THE TASK:
Retype these lines and no others: the line holding "Convert this screenshot to React, TypeScript", the line holding "string; icon: ReactNode", and all lines between them. Pictures stay out.

RECORD EXTRACTS:
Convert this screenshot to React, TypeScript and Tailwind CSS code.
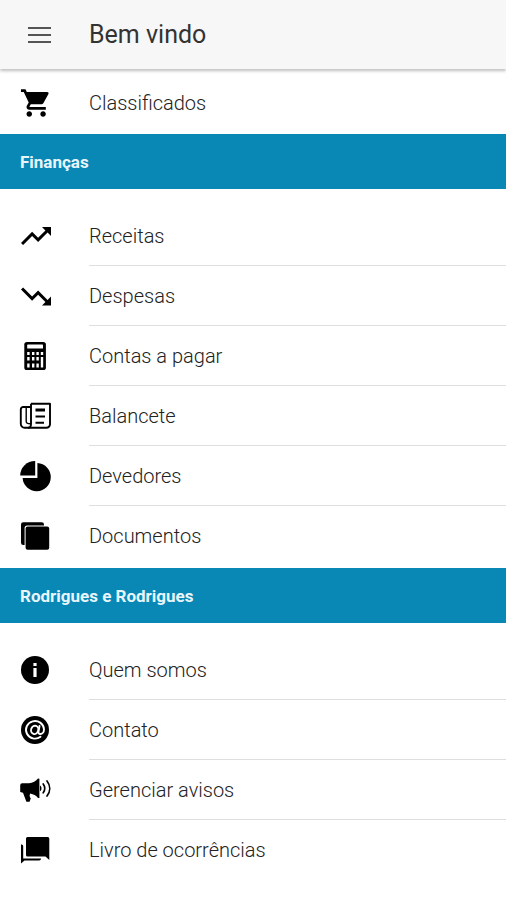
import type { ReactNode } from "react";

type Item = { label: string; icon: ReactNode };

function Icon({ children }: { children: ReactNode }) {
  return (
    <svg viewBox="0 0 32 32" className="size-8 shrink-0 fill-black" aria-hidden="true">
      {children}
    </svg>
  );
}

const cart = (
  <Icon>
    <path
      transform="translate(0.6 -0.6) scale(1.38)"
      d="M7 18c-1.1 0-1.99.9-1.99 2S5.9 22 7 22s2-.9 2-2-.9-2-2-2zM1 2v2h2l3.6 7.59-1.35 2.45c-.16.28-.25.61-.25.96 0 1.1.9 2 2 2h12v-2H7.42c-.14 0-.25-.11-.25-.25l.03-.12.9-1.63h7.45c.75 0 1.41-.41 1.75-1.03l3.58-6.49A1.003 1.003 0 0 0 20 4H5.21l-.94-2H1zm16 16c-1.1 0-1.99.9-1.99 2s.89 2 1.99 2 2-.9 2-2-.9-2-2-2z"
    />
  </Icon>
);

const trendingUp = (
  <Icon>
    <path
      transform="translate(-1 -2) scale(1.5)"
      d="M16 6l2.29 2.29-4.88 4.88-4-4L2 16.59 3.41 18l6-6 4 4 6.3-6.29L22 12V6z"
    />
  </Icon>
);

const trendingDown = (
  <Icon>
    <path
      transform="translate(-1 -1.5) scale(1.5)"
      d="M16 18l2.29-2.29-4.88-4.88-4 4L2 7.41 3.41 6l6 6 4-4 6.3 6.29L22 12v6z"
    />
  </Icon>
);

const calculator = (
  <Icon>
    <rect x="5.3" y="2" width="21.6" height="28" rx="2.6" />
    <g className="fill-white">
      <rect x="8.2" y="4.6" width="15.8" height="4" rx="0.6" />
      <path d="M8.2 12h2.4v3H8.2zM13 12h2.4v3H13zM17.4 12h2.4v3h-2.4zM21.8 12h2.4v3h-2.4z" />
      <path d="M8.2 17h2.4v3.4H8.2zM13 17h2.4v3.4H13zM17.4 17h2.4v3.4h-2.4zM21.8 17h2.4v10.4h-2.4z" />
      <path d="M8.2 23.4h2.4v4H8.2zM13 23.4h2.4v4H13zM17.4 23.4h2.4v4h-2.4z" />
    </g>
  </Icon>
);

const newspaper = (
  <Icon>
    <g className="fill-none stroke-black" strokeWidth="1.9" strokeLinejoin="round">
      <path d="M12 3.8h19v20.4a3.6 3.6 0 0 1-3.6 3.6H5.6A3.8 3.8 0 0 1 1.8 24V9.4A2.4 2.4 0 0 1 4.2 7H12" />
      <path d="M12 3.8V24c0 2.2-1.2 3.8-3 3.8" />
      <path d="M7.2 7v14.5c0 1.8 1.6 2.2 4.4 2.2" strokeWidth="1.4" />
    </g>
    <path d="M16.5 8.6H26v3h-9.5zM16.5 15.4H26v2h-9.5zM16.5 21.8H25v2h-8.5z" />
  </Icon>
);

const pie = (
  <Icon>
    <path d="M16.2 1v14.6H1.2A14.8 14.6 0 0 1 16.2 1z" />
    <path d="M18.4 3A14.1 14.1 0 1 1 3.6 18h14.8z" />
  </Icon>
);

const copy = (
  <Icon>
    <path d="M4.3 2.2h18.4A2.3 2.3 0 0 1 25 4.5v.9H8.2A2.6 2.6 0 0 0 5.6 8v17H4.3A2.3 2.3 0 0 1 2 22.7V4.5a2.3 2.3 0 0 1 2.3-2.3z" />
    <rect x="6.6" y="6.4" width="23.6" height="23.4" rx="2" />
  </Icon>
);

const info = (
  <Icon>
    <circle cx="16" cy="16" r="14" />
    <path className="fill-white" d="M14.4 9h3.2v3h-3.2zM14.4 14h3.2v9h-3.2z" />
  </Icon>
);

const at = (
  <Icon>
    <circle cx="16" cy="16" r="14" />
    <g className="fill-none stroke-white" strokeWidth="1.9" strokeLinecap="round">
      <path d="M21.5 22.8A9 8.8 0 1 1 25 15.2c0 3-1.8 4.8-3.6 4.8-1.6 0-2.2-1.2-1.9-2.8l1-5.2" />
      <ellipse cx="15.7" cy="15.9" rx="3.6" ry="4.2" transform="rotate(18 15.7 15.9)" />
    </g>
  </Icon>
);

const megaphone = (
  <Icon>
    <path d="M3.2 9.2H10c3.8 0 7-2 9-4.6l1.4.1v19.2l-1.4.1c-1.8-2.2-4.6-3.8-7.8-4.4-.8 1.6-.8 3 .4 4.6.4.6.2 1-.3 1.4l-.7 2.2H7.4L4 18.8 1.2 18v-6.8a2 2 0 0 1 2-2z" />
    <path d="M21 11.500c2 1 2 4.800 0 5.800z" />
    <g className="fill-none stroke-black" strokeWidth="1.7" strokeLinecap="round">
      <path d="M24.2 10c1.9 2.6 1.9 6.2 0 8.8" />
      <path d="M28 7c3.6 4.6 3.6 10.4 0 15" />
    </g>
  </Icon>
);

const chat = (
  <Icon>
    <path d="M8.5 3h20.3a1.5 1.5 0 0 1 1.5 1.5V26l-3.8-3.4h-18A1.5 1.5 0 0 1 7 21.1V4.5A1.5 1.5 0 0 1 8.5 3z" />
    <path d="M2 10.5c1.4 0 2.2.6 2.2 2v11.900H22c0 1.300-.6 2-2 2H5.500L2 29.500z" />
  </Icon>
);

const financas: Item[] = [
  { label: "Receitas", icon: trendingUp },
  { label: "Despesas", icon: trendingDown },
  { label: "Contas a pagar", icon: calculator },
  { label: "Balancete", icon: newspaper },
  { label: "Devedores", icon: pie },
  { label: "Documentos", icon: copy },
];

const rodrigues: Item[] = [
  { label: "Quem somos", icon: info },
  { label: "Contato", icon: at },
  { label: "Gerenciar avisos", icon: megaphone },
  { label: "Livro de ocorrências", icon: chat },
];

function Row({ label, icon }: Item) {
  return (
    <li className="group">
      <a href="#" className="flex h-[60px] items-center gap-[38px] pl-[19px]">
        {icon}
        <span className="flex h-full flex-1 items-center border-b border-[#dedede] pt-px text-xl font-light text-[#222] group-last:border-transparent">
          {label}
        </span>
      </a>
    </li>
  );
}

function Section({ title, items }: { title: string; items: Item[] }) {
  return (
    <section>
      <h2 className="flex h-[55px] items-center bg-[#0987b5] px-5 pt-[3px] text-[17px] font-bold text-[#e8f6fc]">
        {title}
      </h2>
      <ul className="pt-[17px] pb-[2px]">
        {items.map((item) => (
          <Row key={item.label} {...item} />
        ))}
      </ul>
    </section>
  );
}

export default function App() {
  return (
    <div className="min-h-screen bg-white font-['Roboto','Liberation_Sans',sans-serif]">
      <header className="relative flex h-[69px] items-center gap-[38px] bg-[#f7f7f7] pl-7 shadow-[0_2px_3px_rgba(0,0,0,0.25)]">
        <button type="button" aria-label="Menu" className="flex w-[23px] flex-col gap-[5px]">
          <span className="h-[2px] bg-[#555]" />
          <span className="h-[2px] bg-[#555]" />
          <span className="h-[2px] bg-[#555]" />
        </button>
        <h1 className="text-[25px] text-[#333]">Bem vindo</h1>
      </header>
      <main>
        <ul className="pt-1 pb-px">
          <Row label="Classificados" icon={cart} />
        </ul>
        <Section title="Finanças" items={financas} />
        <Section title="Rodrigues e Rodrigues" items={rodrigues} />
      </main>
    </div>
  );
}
==
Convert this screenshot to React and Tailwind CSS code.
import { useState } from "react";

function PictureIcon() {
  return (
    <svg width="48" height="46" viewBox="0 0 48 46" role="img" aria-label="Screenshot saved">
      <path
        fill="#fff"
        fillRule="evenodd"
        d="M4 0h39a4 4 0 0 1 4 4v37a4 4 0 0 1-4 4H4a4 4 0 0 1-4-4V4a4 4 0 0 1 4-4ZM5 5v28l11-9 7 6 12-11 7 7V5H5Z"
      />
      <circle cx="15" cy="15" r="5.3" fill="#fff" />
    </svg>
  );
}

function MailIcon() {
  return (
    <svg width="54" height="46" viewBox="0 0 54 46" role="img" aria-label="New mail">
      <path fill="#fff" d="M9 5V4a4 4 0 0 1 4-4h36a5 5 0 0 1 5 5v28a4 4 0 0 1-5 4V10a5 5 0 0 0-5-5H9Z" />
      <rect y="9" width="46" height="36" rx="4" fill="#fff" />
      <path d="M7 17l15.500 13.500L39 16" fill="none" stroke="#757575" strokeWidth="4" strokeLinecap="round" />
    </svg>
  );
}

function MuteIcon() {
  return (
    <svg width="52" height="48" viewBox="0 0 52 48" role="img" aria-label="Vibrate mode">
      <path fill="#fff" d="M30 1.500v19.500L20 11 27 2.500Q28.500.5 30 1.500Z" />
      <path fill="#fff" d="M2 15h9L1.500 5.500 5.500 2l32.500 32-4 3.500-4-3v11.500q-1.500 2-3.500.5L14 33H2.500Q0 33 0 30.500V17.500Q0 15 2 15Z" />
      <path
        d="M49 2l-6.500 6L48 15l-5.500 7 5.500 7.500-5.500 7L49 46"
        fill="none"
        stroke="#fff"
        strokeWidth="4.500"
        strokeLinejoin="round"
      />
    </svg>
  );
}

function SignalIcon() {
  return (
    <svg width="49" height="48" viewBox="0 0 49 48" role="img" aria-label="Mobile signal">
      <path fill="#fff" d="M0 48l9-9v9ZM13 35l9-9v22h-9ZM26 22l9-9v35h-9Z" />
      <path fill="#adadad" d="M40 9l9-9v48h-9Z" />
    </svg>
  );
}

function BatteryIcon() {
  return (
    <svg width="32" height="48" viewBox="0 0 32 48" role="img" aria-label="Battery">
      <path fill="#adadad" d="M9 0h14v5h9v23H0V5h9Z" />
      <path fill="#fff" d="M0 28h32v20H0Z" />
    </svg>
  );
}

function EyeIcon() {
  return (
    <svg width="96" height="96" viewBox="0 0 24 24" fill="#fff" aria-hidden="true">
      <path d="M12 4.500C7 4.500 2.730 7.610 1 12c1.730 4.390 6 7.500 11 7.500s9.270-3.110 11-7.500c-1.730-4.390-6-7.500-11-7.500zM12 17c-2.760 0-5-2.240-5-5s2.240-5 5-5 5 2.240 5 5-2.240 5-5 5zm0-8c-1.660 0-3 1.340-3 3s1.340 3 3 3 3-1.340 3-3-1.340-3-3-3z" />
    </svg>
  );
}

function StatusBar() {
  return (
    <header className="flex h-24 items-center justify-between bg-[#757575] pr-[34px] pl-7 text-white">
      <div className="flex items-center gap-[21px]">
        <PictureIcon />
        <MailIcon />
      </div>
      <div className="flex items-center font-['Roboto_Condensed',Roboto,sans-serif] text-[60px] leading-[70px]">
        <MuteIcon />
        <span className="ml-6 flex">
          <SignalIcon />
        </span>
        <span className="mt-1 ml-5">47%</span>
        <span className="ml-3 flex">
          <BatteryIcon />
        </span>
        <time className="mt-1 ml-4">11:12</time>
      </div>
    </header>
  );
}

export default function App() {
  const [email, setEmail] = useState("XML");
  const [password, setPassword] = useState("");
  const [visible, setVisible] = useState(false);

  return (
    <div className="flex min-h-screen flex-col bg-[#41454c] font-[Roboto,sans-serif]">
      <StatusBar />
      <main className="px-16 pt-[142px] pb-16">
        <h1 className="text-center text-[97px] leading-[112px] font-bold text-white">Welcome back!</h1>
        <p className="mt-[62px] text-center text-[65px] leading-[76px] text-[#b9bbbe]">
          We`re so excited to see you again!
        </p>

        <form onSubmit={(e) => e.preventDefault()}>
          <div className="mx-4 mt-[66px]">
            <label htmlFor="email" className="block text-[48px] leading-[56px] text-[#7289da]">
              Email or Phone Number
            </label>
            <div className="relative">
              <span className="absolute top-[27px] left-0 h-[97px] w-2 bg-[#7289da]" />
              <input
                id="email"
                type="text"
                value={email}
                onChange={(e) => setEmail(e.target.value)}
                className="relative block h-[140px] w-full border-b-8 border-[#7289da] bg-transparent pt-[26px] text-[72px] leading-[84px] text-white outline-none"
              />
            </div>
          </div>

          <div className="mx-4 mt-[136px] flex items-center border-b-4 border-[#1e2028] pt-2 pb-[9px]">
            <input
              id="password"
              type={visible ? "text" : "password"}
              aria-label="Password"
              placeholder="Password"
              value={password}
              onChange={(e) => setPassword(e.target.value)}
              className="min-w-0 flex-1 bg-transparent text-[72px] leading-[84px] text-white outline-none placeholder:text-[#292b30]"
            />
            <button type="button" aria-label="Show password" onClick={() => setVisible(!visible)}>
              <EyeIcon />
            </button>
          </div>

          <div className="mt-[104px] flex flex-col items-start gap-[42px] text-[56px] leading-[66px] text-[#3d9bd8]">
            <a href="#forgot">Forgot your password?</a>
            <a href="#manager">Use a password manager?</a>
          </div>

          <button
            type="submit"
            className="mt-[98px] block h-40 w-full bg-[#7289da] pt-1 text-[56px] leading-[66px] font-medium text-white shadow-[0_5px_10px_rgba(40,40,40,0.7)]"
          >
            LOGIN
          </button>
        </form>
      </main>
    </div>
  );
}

SOLUTION:
Convert this screenshot to React, TypeScript and Tailwind CSS code.
import type { ReactNode } from "react";

type Item = { label: string; icon: ReactNode };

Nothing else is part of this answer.